GIVEN REQUEST:
Write out the listing from the line with "Rebuild this screenshot" to the line with "string; amount: string;", both lines included, exactly and nothing beyond. Leave pictures out.

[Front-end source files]
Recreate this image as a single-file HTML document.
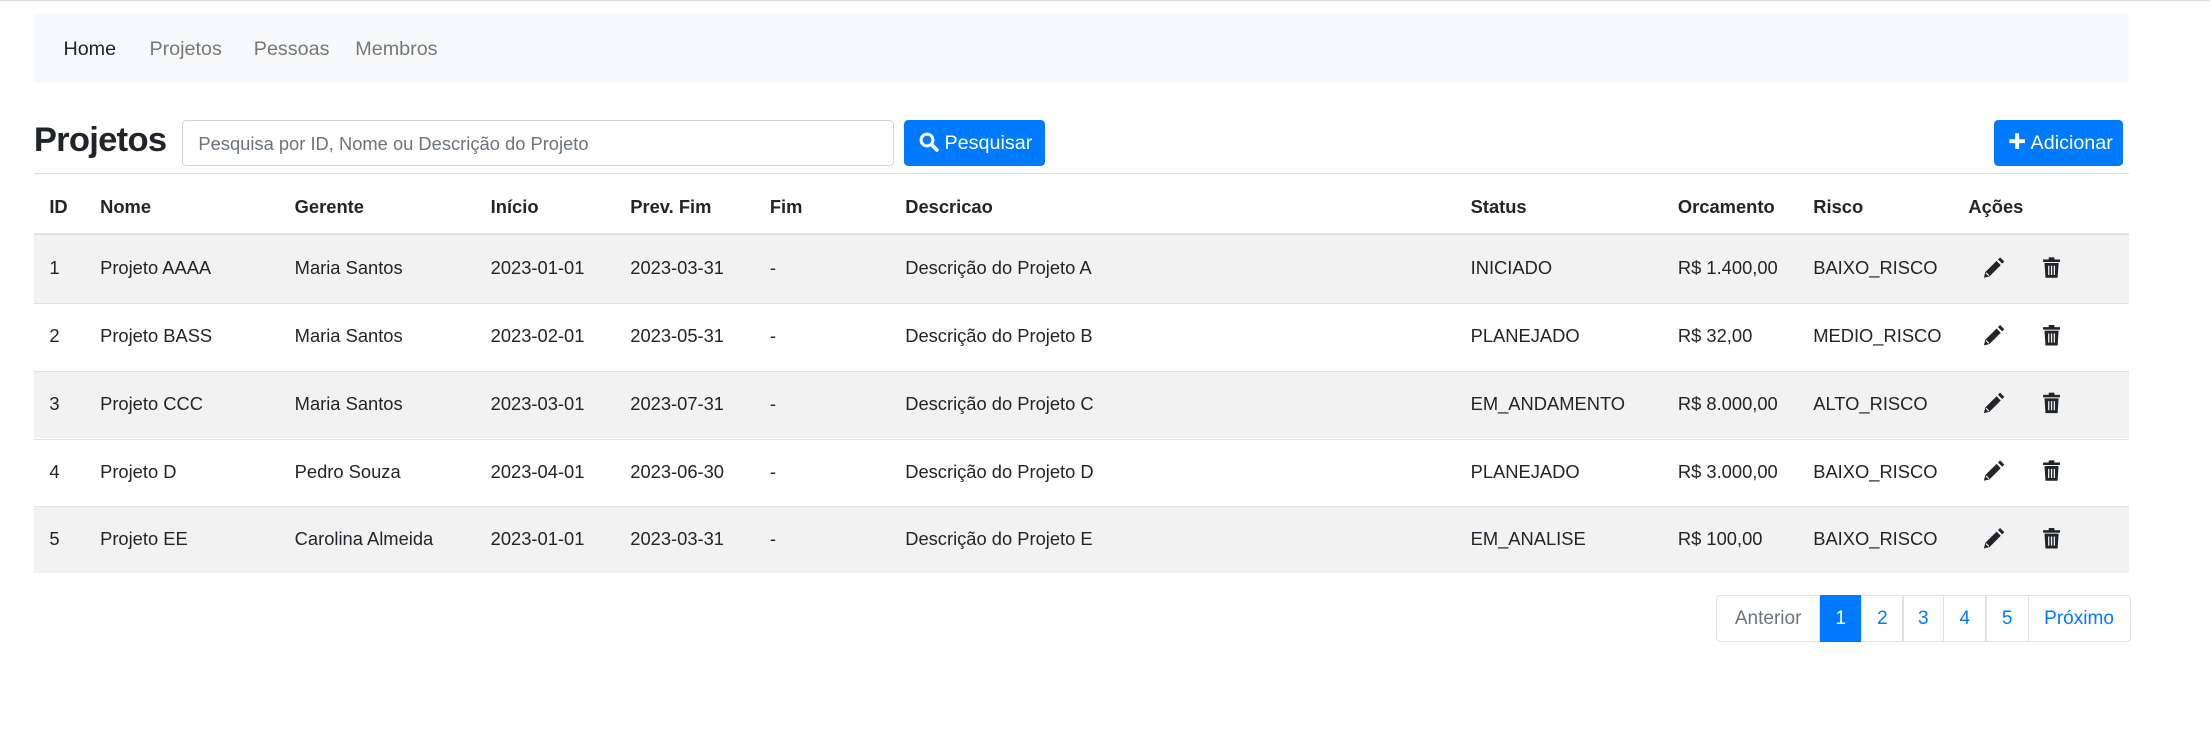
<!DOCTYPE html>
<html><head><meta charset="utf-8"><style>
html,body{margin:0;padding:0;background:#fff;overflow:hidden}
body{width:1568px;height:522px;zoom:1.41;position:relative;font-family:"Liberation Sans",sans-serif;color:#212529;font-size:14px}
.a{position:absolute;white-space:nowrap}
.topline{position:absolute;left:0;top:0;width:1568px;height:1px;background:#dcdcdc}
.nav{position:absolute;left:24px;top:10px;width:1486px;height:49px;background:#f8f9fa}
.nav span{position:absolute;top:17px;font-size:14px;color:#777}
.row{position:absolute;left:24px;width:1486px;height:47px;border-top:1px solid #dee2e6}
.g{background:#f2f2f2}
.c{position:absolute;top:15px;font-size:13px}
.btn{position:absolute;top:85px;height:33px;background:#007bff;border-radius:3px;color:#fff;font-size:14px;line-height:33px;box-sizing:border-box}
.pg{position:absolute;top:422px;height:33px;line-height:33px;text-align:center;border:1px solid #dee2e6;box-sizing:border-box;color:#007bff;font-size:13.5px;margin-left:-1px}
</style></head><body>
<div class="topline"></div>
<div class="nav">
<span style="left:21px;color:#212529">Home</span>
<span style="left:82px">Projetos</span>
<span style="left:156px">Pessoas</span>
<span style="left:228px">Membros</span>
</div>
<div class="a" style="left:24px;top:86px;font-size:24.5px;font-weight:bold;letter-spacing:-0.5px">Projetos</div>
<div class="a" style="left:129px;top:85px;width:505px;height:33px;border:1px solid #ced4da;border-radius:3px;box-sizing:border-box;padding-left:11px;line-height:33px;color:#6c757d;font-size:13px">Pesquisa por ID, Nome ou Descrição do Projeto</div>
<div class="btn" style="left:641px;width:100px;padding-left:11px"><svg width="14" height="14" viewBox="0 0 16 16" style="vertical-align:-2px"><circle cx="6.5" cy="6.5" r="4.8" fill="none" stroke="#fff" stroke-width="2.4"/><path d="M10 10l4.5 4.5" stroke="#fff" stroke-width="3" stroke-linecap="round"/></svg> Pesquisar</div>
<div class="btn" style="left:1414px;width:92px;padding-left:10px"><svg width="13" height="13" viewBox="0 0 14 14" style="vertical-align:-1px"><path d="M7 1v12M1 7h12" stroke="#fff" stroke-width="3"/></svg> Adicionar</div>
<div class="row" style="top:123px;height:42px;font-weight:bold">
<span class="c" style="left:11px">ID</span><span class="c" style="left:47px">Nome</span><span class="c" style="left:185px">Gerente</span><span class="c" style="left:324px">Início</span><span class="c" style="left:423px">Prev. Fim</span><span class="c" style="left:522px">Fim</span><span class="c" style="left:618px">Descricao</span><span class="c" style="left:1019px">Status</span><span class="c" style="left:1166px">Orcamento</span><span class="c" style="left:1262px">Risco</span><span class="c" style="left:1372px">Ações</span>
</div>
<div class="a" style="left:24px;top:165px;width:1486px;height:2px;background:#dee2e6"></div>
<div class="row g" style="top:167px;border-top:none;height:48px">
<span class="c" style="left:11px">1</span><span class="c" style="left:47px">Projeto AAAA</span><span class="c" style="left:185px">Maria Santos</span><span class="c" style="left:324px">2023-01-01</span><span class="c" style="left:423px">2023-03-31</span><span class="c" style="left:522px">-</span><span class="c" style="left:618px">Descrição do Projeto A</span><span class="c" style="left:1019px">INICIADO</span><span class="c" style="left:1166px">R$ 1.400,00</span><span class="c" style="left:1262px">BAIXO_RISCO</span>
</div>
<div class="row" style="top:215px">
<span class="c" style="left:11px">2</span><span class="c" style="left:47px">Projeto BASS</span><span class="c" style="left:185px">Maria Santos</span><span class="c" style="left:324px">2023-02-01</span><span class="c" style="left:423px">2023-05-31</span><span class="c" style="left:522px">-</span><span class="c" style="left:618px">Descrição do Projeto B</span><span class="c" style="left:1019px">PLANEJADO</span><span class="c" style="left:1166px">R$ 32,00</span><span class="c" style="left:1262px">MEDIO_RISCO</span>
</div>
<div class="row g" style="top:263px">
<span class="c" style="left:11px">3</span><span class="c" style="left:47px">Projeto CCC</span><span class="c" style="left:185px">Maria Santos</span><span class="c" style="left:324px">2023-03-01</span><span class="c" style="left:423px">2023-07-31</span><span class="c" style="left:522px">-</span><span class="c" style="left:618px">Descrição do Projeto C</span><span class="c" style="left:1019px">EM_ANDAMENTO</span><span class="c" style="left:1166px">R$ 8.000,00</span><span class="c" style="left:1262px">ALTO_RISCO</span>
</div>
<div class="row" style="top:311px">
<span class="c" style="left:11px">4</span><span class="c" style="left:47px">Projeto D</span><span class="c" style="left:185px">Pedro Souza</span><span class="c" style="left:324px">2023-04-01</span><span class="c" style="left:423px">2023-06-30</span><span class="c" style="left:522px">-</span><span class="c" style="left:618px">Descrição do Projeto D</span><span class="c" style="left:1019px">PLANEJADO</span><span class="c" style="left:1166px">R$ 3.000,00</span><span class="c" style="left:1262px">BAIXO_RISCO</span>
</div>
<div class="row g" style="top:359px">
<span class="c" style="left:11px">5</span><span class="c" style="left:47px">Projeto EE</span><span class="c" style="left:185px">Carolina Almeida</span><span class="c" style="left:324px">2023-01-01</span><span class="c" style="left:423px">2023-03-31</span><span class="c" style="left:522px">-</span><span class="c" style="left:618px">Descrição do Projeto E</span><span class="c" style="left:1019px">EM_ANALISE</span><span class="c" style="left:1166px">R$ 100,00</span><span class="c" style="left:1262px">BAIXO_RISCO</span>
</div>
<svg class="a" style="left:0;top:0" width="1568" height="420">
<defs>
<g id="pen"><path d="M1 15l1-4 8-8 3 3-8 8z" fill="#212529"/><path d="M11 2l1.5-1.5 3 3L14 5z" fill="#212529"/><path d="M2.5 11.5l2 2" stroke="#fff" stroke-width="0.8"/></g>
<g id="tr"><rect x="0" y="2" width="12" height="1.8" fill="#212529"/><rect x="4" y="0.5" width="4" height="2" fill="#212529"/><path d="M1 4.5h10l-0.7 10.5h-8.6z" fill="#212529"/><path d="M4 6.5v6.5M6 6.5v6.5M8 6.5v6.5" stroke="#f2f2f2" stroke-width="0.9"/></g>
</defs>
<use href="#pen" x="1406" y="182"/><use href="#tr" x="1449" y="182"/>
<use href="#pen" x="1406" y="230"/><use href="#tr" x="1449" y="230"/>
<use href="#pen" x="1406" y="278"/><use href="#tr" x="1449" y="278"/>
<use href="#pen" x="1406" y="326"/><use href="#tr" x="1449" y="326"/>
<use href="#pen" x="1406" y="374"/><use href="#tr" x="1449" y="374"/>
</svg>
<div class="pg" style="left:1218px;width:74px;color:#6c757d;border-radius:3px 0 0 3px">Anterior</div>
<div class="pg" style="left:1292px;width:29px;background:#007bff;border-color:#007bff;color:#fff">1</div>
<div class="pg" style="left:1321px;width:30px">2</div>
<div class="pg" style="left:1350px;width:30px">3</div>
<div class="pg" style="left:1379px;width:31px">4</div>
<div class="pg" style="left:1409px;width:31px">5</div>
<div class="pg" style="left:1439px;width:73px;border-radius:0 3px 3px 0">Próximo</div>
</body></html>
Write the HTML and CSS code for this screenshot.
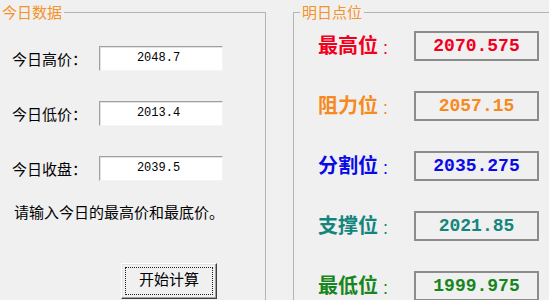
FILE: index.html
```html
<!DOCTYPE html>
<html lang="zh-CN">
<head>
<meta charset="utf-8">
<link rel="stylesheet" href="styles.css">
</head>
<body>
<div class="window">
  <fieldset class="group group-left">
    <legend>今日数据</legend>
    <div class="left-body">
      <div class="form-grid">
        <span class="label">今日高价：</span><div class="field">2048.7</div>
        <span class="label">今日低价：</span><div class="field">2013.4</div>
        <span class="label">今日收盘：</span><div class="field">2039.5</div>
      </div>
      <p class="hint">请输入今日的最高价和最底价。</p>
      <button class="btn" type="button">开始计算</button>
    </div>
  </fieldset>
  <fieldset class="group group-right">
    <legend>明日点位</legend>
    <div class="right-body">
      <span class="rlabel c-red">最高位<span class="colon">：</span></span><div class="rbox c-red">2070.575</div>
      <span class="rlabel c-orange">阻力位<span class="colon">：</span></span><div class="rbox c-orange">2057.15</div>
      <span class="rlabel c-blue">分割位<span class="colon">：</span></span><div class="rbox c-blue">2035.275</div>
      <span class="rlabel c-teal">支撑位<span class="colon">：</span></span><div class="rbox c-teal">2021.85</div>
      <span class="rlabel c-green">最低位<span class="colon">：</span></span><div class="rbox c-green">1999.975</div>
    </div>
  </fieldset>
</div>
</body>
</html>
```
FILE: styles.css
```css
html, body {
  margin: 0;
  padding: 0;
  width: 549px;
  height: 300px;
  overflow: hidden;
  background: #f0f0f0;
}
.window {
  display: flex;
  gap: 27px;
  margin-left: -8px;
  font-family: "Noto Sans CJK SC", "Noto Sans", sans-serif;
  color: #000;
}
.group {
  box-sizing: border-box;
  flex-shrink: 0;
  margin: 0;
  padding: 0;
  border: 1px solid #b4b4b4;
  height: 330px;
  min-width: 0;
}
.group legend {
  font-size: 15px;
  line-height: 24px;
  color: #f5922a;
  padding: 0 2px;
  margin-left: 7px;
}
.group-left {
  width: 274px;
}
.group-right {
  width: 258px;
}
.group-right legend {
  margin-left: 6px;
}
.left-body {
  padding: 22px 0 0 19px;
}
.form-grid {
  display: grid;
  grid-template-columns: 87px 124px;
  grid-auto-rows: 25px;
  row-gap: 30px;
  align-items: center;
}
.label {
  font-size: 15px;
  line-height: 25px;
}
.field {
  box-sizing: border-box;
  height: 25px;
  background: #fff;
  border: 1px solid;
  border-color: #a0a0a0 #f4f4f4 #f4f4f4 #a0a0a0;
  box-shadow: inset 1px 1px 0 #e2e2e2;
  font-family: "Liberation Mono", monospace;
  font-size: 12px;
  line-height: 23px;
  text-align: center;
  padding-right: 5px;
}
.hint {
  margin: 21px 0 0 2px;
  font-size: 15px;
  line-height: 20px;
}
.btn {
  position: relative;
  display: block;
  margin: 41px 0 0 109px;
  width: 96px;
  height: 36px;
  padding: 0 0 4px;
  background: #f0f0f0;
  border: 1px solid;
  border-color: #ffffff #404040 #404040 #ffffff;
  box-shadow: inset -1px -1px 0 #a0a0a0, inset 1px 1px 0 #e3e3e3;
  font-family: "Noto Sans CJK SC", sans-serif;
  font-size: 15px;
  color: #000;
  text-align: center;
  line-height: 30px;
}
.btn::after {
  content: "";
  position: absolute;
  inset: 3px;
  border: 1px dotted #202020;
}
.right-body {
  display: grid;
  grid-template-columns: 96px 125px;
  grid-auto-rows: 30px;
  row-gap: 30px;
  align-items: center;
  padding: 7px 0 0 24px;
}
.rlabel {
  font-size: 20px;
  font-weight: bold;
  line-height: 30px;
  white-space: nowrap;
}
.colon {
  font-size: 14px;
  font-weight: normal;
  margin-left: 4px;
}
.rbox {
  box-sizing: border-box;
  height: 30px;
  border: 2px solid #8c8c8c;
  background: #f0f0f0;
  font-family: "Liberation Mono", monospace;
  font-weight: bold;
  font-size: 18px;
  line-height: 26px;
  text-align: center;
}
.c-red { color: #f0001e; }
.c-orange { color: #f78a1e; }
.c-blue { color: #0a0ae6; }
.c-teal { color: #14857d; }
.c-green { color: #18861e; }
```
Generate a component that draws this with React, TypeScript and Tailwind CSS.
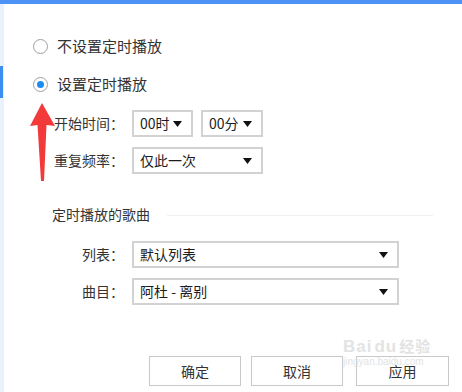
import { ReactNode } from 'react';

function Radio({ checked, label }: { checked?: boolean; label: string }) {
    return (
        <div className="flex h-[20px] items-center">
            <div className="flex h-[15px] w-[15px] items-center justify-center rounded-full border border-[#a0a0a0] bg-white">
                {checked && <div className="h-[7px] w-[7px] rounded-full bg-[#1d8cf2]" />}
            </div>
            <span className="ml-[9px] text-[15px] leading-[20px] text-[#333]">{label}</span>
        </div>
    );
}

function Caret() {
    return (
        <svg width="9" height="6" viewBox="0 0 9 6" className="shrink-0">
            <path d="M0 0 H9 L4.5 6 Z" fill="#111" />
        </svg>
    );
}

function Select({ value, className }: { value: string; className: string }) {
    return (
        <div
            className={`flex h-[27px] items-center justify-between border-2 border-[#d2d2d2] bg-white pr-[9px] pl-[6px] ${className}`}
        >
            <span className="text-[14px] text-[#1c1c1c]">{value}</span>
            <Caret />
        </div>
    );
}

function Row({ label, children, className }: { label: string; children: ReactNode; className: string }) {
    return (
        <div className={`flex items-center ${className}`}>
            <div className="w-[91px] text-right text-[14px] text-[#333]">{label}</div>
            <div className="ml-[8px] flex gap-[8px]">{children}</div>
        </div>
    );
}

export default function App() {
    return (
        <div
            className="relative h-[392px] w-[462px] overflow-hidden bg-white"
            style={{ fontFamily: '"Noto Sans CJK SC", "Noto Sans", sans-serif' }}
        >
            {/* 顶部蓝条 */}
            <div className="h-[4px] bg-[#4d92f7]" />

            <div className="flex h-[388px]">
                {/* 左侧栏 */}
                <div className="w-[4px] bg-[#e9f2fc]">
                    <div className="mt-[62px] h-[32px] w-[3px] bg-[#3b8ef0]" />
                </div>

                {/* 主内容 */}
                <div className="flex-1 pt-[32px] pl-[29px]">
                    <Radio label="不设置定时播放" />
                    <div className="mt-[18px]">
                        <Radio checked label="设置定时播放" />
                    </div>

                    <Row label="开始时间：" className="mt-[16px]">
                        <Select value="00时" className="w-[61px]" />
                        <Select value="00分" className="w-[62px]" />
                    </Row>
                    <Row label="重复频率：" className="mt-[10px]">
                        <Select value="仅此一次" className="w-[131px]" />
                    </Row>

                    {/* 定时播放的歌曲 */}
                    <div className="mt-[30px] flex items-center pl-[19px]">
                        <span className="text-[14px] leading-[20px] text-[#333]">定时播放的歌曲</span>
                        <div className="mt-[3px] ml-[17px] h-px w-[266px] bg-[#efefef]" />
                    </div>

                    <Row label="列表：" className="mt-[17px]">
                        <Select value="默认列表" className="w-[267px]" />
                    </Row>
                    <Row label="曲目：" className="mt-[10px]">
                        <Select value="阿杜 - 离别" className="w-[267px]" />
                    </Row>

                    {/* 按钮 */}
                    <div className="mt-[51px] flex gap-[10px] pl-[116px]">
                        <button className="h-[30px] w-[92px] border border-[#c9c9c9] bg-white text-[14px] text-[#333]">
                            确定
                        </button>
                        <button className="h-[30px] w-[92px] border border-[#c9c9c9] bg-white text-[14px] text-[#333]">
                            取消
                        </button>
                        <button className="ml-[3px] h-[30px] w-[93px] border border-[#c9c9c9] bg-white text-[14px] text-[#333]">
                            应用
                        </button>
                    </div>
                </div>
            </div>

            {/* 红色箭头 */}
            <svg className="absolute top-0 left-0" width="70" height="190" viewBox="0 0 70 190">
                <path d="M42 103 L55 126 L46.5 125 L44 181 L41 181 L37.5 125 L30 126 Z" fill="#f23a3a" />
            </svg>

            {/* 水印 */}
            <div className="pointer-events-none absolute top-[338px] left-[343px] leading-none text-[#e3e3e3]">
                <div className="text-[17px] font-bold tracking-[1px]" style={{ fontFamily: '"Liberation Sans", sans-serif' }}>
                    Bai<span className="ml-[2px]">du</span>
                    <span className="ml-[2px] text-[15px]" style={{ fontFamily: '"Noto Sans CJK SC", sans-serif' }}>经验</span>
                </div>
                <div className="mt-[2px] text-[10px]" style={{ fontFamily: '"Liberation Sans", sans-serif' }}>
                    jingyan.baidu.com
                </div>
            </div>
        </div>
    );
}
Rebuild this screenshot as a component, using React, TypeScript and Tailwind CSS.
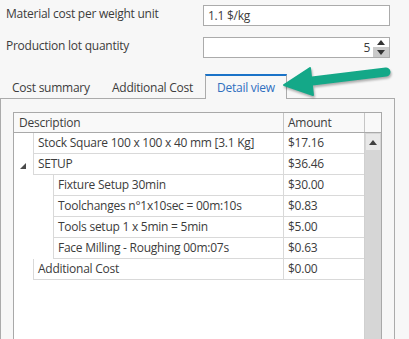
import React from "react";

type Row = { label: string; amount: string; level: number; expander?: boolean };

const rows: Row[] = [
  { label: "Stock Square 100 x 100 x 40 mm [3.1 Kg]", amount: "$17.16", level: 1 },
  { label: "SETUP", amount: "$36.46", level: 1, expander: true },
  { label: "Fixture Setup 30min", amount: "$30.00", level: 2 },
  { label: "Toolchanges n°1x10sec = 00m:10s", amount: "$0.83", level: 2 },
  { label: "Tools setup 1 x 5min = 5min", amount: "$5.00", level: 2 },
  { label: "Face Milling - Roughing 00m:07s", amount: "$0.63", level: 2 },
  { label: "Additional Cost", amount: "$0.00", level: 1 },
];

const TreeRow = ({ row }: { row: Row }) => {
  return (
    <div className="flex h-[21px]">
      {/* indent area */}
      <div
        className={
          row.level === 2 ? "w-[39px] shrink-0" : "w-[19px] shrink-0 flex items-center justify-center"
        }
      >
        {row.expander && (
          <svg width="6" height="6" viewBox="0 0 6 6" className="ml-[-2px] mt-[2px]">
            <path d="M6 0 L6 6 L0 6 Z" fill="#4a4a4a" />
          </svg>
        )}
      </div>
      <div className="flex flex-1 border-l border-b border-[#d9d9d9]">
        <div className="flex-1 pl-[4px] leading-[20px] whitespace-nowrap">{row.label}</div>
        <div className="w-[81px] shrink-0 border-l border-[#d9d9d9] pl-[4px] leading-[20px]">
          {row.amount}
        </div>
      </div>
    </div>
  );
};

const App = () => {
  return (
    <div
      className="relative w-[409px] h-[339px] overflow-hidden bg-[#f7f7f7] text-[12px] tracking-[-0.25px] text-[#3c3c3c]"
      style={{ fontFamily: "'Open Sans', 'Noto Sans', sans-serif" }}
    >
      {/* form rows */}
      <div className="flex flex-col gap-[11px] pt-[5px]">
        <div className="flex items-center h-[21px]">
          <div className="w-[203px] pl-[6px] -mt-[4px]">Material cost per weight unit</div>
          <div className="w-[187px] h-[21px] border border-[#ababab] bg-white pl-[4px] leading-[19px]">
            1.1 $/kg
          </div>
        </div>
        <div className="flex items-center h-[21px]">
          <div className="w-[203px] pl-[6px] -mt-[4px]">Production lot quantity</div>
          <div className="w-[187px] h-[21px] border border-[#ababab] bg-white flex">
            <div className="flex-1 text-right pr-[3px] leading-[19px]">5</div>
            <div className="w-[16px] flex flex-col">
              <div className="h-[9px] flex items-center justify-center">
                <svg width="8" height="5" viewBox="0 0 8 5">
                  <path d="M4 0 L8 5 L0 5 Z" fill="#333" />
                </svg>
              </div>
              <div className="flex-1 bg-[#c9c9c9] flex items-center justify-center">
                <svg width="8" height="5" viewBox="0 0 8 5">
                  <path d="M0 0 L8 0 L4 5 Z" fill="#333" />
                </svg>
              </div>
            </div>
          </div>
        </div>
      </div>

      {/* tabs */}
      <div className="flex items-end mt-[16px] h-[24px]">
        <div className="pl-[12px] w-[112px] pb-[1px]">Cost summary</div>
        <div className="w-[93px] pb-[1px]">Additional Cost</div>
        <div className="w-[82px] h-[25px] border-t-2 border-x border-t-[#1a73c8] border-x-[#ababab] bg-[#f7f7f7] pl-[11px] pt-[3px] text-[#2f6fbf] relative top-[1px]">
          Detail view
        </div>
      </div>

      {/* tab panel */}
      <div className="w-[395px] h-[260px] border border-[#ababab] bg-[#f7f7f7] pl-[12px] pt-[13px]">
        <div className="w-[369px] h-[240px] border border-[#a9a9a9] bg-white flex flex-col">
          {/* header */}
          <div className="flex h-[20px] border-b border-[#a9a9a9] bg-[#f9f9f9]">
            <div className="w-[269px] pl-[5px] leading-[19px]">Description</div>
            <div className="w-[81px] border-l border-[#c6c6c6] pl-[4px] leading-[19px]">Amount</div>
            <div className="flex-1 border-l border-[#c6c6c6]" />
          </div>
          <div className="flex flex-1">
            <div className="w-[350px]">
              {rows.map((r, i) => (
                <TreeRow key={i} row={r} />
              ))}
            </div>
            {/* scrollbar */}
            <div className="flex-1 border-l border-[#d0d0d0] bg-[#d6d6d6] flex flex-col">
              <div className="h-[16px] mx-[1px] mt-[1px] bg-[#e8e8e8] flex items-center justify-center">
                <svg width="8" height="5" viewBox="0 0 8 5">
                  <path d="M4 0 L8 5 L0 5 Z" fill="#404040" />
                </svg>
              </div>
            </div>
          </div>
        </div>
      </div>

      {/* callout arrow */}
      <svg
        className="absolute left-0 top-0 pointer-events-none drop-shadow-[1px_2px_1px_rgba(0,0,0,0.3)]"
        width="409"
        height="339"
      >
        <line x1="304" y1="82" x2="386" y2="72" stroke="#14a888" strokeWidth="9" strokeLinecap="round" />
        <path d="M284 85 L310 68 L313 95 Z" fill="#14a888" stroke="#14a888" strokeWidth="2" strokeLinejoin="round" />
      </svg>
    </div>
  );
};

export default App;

EXERCISE OUTPUT:
Rebuild this screenshot as a component, using React, TypeScript and Tailwind CSS.
import React from "react";

type Row = { label: string; amount: string; level: number; expander?: boolean };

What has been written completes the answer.